Collected material —

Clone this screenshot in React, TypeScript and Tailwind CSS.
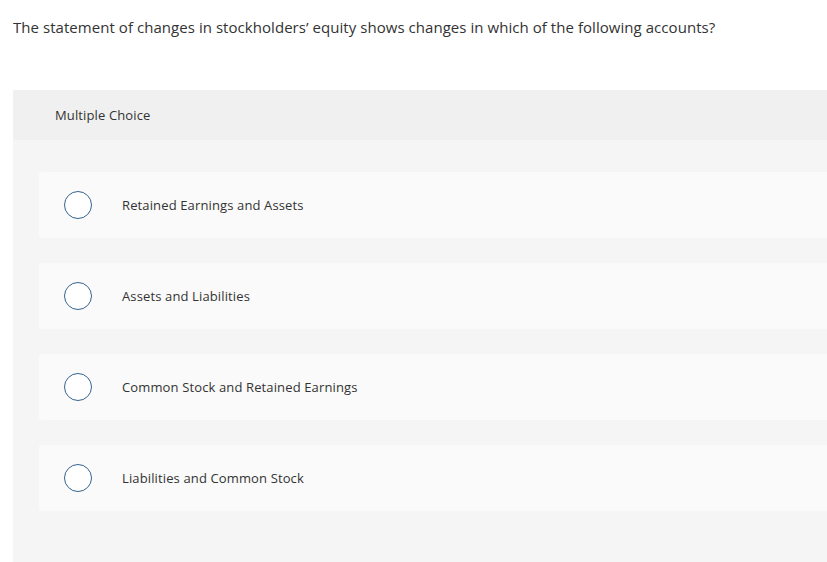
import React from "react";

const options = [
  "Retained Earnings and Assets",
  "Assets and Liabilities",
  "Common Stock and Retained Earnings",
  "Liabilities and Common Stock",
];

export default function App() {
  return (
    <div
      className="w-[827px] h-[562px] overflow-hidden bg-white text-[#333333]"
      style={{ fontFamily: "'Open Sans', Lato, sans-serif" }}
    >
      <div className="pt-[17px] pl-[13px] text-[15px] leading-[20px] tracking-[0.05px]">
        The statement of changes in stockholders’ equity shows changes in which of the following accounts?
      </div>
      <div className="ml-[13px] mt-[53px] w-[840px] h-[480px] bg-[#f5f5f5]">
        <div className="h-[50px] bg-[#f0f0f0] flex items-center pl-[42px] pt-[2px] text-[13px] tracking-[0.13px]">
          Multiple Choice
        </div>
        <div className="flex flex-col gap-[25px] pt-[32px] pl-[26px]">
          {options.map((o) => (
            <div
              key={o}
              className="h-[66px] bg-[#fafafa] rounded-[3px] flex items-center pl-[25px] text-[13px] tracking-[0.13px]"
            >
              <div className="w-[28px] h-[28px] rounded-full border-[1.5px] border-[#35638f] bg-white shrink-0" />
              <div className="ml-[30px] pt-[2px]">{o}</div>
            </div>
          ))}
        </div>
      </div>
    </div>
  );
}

Aim — Write the listing out a second time exactly, dropping all images.

Solved exercise —
Clone this screenshot in React, TypeScript and Tailwind CSS.
import React from "react";

const options = [
  "Retained Earnings and Assets",
  "Assets and Liabilities",
  "Common Stock and Retained Earnings",
  "Liabilities and Common Stock",
];

export default function App() {
  return (
    <div
      className="w-[827px] h-[562px] overflow-hidden bg-white text-[#333333]"
      style={{ fontFamily: "'Open Sans', Lato, sans-serif" }}
    >
      <div className="pt-[17px] pl-[13px] text-[15px] leading-[20px] tracking-[0.05px]">
        The statement of changes in stockholders’ equity shows changes in which of the following accounts?
      </div>
      <div className="ml-[13px] mt-[53px] w-[840px] h-[480px] bg-[#f5f5f5]">
        <div className="h-[50px] bg-[#f0f0f0] flex items-center pl-[42px] pt-[2px] text-[13px] tracking-[0.13px]">
          Multiple Choice
        </div>
        <div className="flex flex-col gap-[25px] pt-[32px] pl-[26px]">
          {options.map((o) => (
            <div
              key={o}
              className="h-[66px] bg-[#fafafa] rounded-[3px] flex items-center pl-[25px] text-[13px] tracking-[0.13px]"
            >
              <div className="w-[28px] h-[28px] rounded-full border-[1.5px] border-[#35638f] bg-white shrink-0" />
              <div className="ml-[30px] pt-[2px]">{o}</div>
            </div>
          ))}
        </div>
      </div>
    </div>
  );
}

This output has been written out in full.